#### Given request
Locate the word "React" in the data below, then copy every line that holds it.

#### Records for this exercise
══════

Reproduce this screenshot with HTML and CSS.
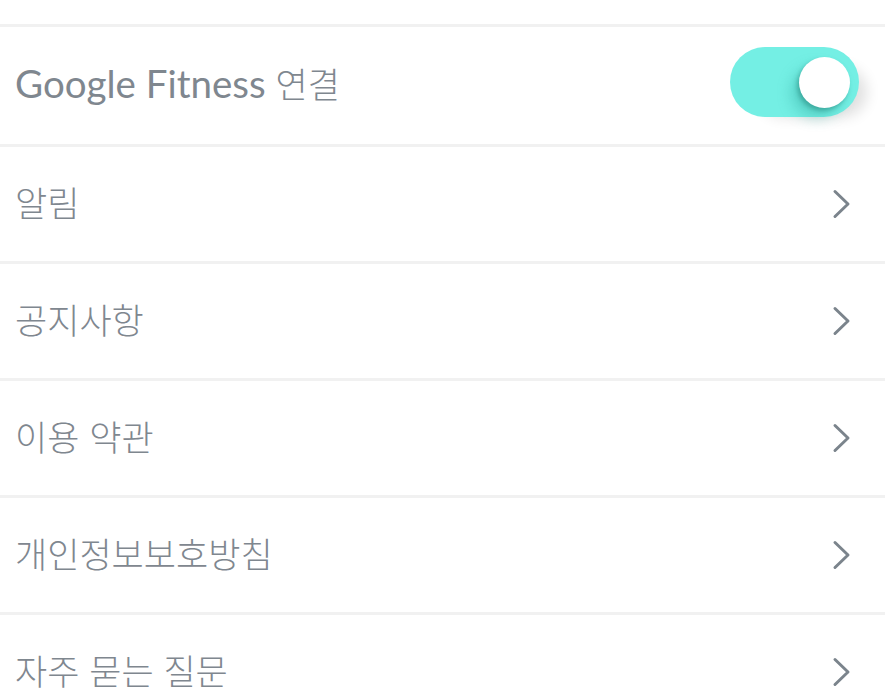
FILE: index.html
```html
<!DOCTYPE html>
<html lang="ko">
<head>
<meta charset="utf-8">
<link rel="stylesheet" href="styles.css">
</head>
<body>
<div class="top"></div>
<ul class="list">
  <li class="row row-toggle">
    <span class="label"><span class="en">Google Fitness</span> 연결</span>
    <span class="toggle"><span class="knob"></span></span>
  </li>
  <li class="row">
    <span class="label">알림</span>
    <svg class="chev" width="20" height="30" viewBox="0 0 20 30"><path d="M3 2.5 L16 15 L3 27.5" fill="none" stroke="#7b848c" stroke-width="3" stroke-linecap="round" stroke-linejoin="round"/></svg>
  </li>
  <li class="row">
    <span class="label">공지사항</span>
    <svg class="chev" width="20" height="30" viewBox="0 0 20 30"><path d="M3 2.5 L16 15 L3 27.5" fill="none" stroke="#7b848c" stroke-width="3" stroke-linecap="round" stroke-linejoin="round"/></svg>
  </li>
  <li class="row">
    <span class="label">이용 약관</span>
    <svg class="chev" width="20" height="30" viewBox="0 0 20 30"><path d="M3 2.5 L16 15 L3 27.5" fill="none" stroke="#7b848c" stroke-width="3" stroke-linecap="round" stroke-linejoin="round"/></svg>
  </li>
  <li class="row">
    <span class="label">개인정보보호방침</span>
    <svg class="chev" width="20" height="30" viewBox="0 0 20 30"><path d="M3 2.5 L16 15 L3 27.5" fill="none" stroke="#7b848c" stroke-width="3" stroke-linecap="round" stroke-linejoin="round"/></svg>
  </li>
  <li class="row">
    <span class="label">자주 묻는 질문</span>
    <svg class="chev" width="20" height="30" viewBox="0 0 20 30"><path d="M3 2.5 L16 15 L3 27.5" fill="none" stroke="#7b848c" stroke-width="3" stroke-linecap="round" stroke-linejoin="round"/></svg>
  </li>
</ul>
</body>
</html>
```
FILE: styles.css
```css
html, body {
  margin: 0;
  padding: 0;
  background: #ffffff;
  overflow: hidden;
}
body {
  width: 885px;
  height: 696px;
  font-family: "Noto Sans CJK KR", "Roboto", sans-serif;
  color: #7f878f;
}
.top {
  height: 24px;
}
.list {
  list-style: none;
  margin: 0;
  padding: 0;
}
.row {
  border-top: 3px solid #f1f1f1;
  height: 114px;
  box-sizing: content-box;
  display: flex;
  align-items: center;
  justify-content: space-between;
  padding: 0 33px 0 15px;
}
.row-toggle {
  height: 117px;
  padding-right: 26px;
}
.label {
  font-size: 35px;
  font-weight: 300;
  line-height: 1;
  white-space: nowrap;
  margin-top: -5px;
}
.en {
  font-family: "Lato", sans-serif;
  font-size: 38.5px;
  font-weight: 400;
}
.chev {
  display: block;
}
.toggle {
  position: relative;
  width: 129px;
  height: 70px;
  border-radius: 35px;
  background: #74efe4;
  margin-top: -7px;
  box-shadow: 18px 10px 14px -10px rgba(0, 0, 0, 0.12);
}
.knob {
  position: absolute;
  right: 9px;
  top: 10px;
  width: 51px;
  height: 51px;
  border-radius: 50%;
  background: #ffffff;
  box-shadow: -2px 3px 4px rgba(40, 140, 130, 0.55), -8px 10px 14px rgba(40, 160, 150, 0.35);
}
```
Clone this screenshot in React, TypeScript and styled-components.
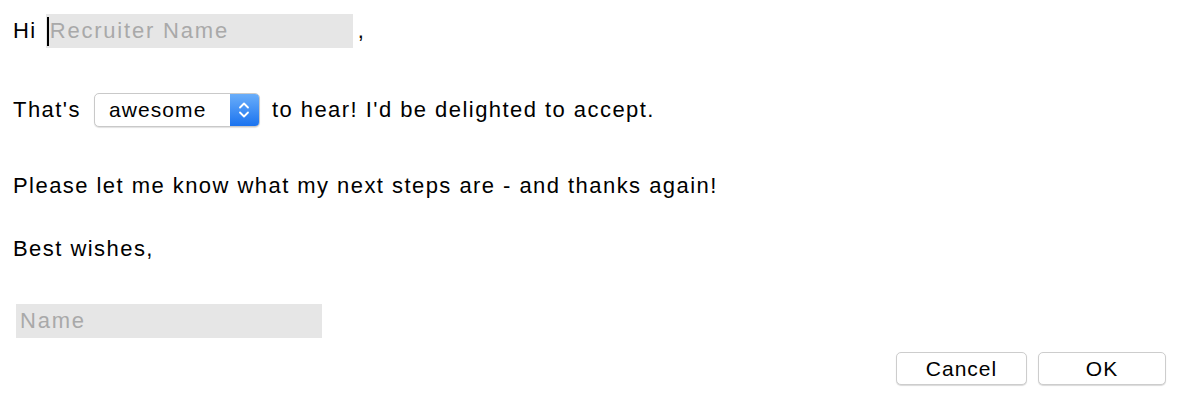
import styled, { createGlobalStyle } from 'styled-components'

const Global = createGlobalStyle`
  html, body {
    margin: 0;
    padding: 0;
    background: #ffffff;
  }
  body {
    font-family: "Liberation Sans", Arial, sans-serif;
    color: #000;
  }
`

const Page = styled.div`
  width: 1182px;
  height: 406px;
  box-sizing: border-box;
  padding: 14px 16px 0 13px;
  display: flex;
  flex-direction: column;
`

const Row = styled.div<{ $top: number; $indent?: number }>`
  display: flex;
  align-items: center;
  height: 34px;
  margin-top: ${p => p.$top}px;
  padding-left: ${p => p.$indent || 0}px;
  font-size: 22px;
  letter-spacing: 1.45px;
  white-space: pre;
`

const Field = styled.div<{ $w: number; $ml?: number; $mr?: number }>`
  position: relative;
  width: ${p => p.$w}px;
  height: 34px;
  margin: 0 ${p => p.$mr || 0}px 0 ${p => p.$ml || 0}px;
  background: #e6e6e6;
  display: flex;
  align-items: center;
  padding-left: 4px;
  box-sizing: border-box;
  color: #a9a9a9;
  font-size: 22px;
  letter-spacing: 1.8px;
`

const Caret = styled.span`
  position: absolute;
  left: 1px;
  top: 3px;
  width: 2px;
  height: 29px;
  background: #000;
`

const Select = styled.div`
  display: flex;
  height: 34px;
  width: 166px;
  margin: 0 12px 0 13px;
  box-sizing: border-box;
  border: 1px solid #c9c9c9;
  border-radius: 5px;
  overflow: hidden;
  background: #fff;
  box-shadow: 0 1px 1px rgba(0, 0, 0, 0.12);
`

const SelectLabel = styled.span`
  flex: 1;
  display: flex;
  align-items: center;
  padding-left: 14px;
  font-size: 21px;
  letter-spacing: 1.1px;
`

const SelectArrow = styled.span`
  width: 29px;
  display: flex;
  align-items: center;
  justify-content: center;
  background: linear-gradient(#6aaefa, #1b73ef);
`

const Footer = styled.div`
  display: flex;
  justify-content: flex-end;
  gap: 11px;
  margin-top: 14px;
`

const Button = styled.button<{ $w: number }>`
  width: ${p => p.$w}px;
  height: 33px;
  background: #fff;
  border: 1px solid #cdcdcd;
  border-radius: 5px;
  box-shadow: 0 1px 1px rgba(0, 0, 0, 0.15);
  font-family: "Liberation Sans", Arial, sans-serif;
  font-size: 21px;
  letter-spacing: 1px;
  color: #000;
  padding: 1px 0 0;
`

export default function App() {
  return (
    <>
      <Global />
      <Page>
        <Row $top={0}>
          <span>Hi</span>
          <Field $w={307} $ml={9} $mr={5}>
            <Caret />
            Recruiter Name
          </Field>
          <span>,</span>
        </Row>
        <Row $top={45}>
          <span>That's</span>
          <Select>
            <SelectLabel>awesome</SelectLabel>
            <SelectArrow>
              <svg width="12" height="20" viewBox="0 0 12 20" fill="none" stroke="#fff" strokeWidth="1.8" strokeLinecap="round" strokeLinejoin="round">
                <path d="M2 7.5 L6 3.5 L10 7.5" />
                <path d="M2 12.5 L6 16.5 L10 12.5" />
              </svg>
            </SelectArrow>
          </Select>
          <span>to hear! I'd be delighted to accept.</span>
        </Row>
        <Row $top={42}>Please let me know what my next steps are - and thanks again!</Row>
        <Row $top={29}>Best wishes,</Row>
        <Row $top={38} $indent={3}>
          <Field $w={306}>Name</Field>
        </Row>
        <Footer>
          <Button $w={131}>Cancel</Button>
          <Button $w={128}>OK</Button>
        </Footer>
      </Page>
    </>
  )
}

══════

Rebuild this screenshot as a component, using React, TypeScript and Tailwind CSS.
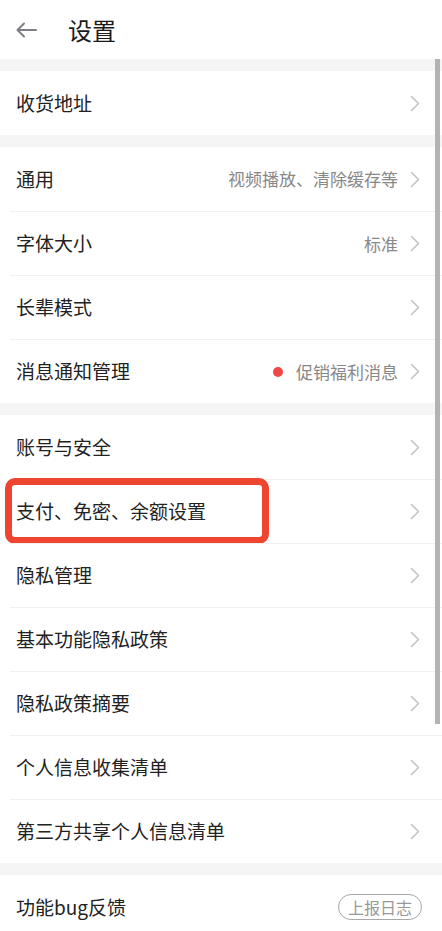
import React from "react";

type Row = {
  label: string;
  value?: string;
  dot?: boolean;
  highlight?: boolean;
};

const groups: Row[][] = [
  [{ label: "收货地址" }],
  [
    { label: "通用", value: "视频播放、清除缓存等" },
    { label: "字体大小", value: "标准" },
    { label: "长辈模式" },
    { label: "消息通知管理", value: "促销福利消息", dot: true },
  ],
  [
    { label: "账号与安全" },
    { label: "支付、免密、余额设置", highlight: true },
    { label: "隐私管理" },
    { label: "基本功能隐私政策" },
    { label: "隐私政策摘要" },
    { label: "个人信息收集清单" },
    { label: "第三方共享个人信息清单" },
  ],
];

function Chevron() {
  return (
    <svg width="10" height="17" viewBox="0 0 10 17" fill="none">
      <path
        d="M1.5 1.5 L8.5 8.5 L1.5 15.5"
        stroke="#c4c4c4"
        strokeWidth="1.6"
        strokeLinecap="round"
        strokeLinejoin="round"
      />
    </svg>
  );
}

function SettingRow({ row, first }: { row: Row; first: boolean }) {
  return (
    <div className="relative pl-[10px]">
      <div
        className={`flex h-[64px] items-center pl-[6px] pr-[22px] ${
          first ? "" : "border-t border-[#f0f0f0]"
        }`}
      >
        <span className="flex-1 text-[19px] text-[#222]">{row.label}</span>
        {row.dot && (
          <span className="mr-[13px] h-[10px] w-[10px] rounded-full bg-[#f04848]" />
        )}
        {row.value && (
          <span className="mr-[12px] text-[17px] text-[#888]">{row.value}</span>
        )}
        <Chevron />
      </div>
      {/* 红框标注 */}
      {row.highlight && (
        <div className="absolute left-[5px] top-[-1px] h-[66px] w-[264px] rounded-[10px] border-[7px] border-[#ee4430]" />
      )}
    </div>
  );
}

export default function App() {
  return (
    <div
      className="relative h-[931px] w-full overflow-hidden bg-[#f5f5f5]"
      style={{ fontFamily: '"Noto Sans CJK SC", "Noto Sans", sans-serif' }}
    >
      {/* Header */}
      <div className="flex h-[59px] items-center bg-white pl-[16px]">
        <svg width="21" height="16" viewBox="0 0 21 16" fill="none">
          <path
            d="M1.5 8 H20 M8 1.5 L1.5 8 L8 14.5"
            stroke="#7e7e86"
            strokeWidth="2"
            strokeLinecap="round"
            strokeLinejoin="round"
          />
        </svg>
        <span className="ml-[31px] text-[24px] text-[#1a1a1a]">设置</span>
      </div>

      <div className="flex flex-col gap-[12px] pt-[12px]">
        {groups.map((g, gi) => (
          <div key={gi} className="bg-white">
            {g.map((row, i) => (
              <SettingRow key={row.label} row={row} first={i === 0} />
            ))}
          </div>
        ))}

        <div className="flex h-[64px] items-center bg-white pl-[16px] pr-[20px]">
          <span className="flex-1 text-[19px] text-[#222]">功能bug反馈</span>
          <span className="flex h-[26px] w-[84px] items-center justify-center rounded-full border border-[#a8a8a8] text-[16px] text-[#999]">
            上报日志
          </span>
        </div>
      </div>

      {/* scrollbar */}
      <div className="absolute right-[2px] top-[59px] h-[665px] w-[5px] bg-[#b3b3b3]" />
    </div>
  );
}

══════

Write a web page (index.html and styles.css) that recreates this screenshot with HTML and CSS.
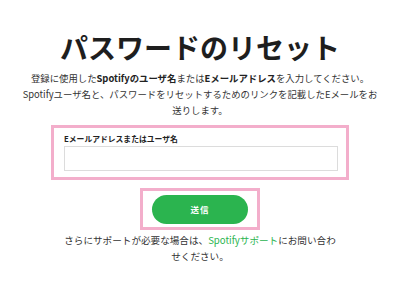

══════

#### Correct output
Clone this screenshot in React, TypeScript and styled-components.
Rebuild this screenshot as a component, using React, TypeScript and Tailwind CSS.
import React from "react";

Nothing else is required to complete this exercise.